The two handoffs to optimize
GPU ↔ agent handoff: Training emits tensors: model weights, embeddings, feature maps, logits, episodic buffers. Agents consume them: for retrieval, for downstream fine-tuning, for trajectory analysis. A good storage layer lets both sides read the same bytes over the network without translation.
If the handoff goes through Parquet + JSON, every trip costs serialization, transfer, and deserialization, three times per record in both directions. At scale this is the difference between a loop that closes in hours vs days.
What the storage needs to handle
Four properties separate a real tensor store from "files on S3":
- Zero-copy streaming to GPU: Batches stream directly into PyTorch / JAX / TF loaders over the network, no local staging.
- Reference-based agent access: Agents read tensors by ID, no JSON encoding, no base64 hacks.
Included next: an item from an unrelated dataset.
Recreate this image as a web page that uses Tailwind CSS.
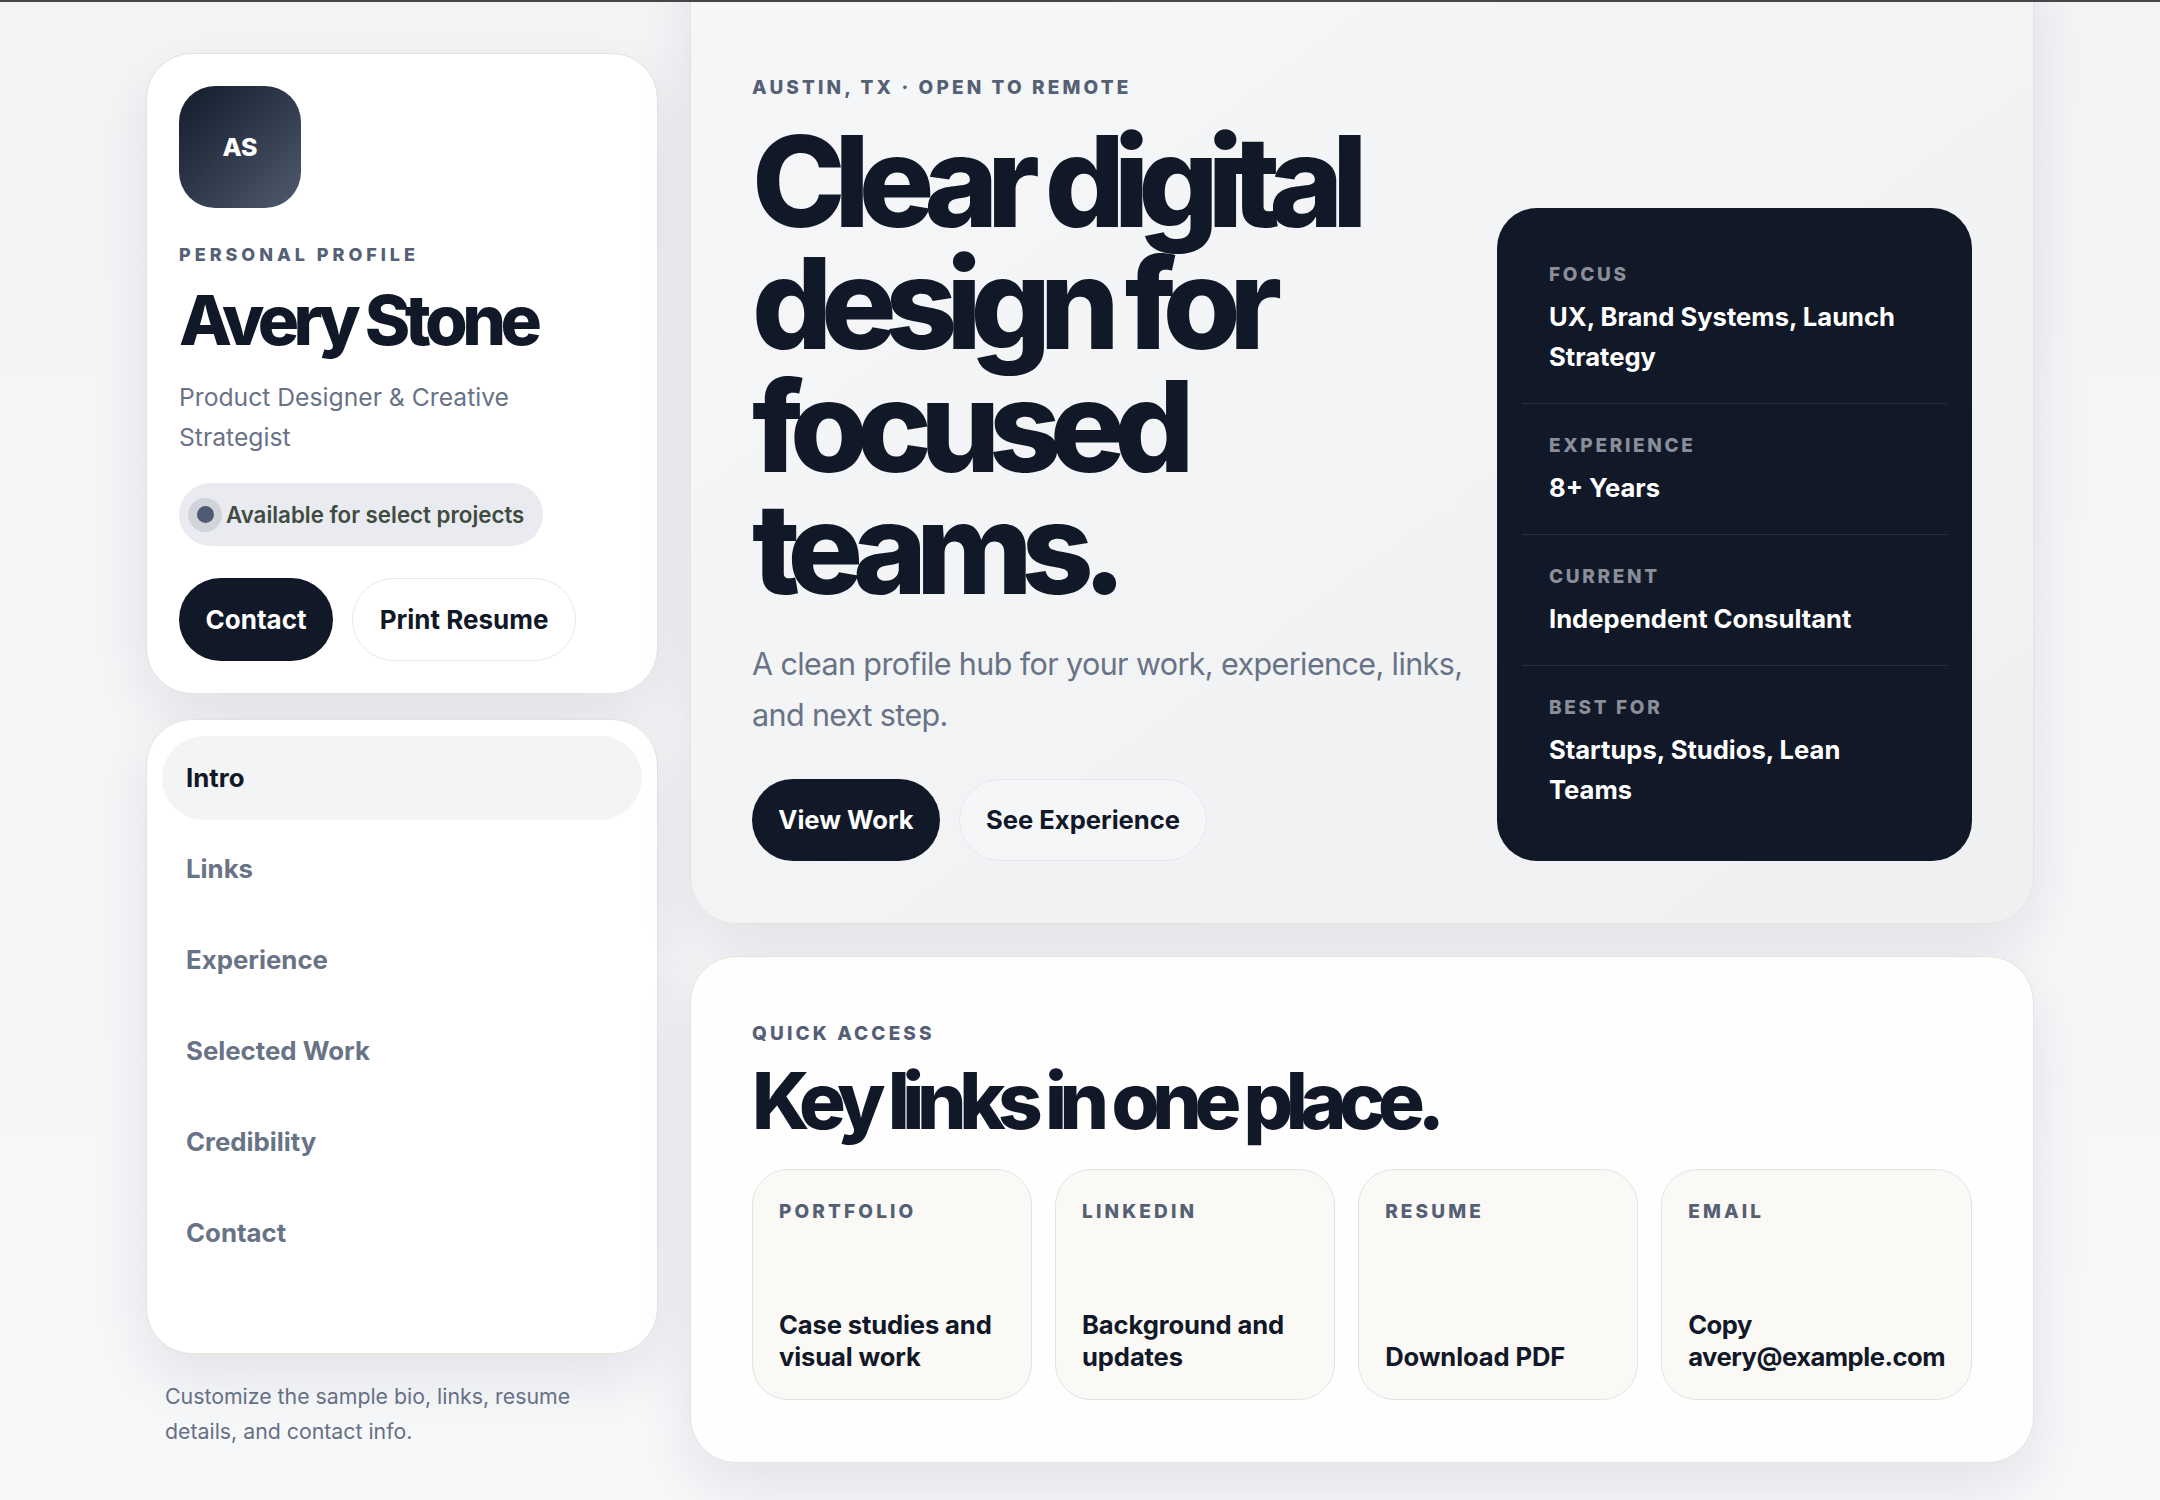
<!DOCTYPE html>
<html lang="en">
<head>
    <meta charset="UTF-8">
    <title>Avery Stone</title>
    <script src="https://cdn.jsdelivr.net/npm/@tailwindcss/browser@4"></script>
</head>
<body class="h-[1500px] overflow-hidden bg-gradient-to-b from-[#f3f4f6] to-[#f7f8fa] [font-family:Inter,sans-serif] text-[#111827]">

    <!-- Top edge line -->
    <div class="absolute top-0 left-0 z-10 h-[2px] w-full bg-[#444746]"></div>

    <div class="flex items-start gap-[32px] pl-[146px]">

        <!-- Sidebar -->
        <aside class="mt-[53px] w-[512px] shrink-0">
            <div class="rounded-[46px] border border-[#e5e3db] bg-white p-[32px] shadow-[0_24px_60px_rgba(17,24,39,0.09)]">
                <div class="flex h-[122px] w-[122px] items-center justify-center rounded-[36px] bg-gradient-to-br from-[#141c2b] to-[#4f5b6e] pt-[2px] text-[25px] font-extrabold text-white">AS</div>
                <p class="mt-[33px] text-[18px] leading-[28px] font-extrabold tracking-[0.22em] text-[#556075]">PERSONAL PROFILE</p>
                <h2 class="mt-[11px] text-[69px] leading-[80px] font-extrabold tracking-[-0.08em]">Avery Stone</h2>
                <p class="mt-[17px] text-[24.7px] leading-[40px] text-[#697386]">Product Designer &amp; Creative Strategist</p>
                <div class="mt-[26px] flex h-[63px] w-fit items-center gap-[4px] rounded-full bg-[#e9ebf0] pr-[19px] pl-[9px] text-[22.3px] font-semibold text-[#3f4c3f]">
                    <span class="flex h-[34px] w-[34px] items-center justify-center rounded-full bg-[#d1d5db]"><span class="h-[17px] w-[17px] rounded-full bg-[#4f5b70]"></span></span>
                    Available for select projects
                </div>
                <div class="mt-[32px] flex gap-[19px] text-[26px] font-bold">
                    <a class="flex h-[83px] w-[154px] items-center justify-center rounded-full bg-[#111827] text-white">Contact</a>
                    <a class="flex h-[83px] w-[224px] items-center justify-center rounded-full border border-[#e5e7eb] bg-white">Print Resume</a>
                </div>
            </div>

            <nav class="mt-[25px] flex h-[635px] flex-col gap-[7px] rounded-[46px] border border-[#e5e3db] bg-white px-[15px] pt-[16px] pb-[15px] text-[25.8px] font-bold text-[#697386] shadow-[0_24px_60px_rgba(17,24,39,0.09)]">
                <a class="flex h-[84px] shrink-0 items-center rounded-full bg-[#f3f4f6] px-[24px] text-[#111827]">Intro</a>
                <a class="flex h-[84px] shrink-0 items-center px-[24px]">Links</a>
                <a class="flex h-[84px] shrink-0 items-center px-[24px]">Experience</a>
                <a class="flex h-[84px] shrink-0 items-center px-[24px]">Selected Work</a>
                <a class="flex h-[84px] shrink-0 items-center px-[24px]">Credibility</a>
                <a class="flex h-[84px] shrink-0 items-center px-[24px]">Contact</a>
            </nav>

            <p class="mt-[25px] px-[19px] text-[21.3px] leading-[34.5px] text-[#667085]">Customize the sample bio, links, resume details, and contact info.</p>
        </aside>

        <!-- Main -->
        <main class="w-[1344px] shrink-0">
            <section class="-mt-[60px] flex items-end justify-between rounded-[46px] border border-[#e5e3db] bg-gradient-to-br from-[#f6f7f8] to-[#eef0f2] pt-[132px] pr-[61px] pb-[62px] pl-[61px] shadow-[0_24px_60px_rgba(17,24,39,0.09)]">
                <div class="w-[725px]">
                    <p class="text-[19px] leading-[30px] font-extrabold tracking-[0.165em] text-[#556075]">AUSTIN, TX · OPEN TO REMOTE</p>
                    <h1 class="mt-[17px] text-[126px] leading-[122.4px] font-extrabold tracking-[-0.09em]">Clear digital design for focused teams.</h1>
                    <p class="mt-[28px] text-[30.5px] leading-[51px] tracking-[-0.02em] text-[#697386]">A clean profile hub for your work, experience, links, and next step.</p>
                    <div class="mt-[39px] flex gap-[19px] text-[25.6px] font-bold">
                        <a class="flex h-[82px] w-[188px] items-center justify-center rounded-full bg-[#111827] pt-[2px] text-white">View Work</a>
                        <a class="flex h-[82px] w-[248px] items-center justify-center rounded-full border border-[#e5e7eb] bg-[#f5f6f7] pt-[2px]">See Experience</a>
                    </div>
                </div>

                <div class="w-[475px] rounded-[40px] bg-[#111827] p-[25px] text-[25.6px] leading-[40px] font-[650] text-white">
                    <div class="border-b border-white/10 px-[27px] py-[26px]">
                        <p class="mb-[6px] text-[19px] leading-[32px] font-extrabold tracking-[0.14em] text-[#8a8e98]">FOCUS</p>
                        <p>UX, Brand Systems, Launch Strategy</p>
                    </div>
                    <div class="border-b border-white/10 px-[27px] py-[26px]">
                        <p class="mb-[6px] text-[19px] leading-[32px] font-extrabold tracking-[0.14em] text-[#8a8e98]">EXPERIENCE</p>
                        <p>8+ Years</p>
                    </div>
                    <div class="border-b border-white/10 px-[27px] py-[26px]">
                        <p class="mb-[6px] text-[19px] leading-[32px] font-extrabold tracking-[0.14em] text-[#8a8e98]">CURRENT</p>
                        <p>Independent Consultant</p>
                    </div>
                    <div class="px-[27px] py-[26px]">
                        <p class="mb-[6px] text-[19px] leading-[32px] font-extrabold tracking-[0.14em] text-[#8a8e98]">BEST FOR</p>
                        <p>Startups, Studios, Lean Teams</p>
                    </div>
                </div>
            </section>

            <section class="mt-[32px] rounded-[46px] border border-[#e5e3db] bg-[#fffefe] px-[61px] pt-[62px] pb-[62px] shadow-[0_24px_60px_rgba(17,24,39,0.09)]">
                <p class="text-[19px] leading-[30px] font-extrabold tracking-[0.165em] text-[#556075]">QUICK ACCESS</p>
                <h2 class="mt-[12px] text-[78px] leading-[80px] font-extrabold tracking-[-0.095em]">Key links in one place.</h2>
                <div class="mt-[28px] grid grid-cols-[repeat(4,1fr)] gap-[23px]">
                    <a class="flex h-[231px] flex-col justify-between rounded-[36px] border border-[#e2e3e8] bg-[#fbf9f5] px-[26px] pt-[27px] pb-[26px]">
                        <span class="text-[19px] leading-[30px] font-extrabold tracking-[0.165em] text-[#556075]">PORTFOLIO</span>
                        <span class="text-[25.6px] leading-[32px] font-[650] tracking-[-0.005em]">Case studies and visual work</span>
                    </a>
                    <a class="flex h-[231px] flex-col justify-between rounded-[36px] border border-[#e2e3e8] bg-[#fbf9f5] px-[26px] pt-[27px] pb-[26px]">
                        <span class="text-[19px] leading-[30px] font-extrabold tracking-[0.165em] text-[#556075]">LINKEDIN</span>
                        <span class="text-[25.6px] leading-[32px] font-[650] tracking-[-0.005em]">Background and updates</span>
                    </a>
                    <a class="flex h-[231px] flex-col justify-between rounded-[36px] border border-[#e2e3e8] bg-[#fbf9f5] px-[26px] pt-[27px] pb-[26px]">
                        <span class="text-[19px] leading-[30px] font-extrabold tracking-[0.165em] text-[#556075]">RESUME</span>
                        <span class="text-[25.6px] leading-[32px] font-[650] tracking-[-0.005em]">Download PDF</span>
                    </a>
                    <a class="flex h-[231px] flex-col justify-between rounded-[36px] border border-[#e2e3e8] bg-[#fbf9f5] px-[26px] pt-[27px] pb-[26px]">
                        <span class="text-[19px] leading-[30px] font-extrabold tracking-[0.165em] text-[#556075]">EMAIL</span>
                        <span class="text-[25.6px] leading-[32px] font-[650] tracking-[-0.02em]">Copy avery@example.com</span>
                    </a>
                </div>
            </section>
        </main>
    </div>
</body>
</html>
The agent memory stores a pointer, not a copy.
- Shape-aware chunking: Tensors split into readable chunks so batch reads don't pull whole files; embeddings and arrays live as first-class columns.
- Cross-region durability: Same bytes readable from the training cluster and the agent runtime, without a replication pipeline.
Options side-by-side
What it actually looks like to build this on common stacks:
| Property | Raw files on S3 | Parquet + blob URIs | Deeplake + Hivemind ★ |
|---|---|---|---|
| Zero-copy batch to GPU | No, copy first | Partial, small files stall | Yes, native streaming |
| Agent reads tensor by reference | JSON / base64 | JOIN + fetch | Typed tensor columns |
| Version / rollback | None | Snapshot only | Branches + commits |
| Training + agent share bytes | Bucket only | Via joins | One dataset |
Reference: tensors shared across training and agents
One tensor store. Training writes, agents read, both via native clients.
GPU training (PyTorch / JAX)
│ writes embeddings, weights, feature maps
▼
Deeplake (tensor-native, S3-backed, versioned)
▲ ▲
│ streams batches │ references
│ │
Training loops Hivemind (agent memory)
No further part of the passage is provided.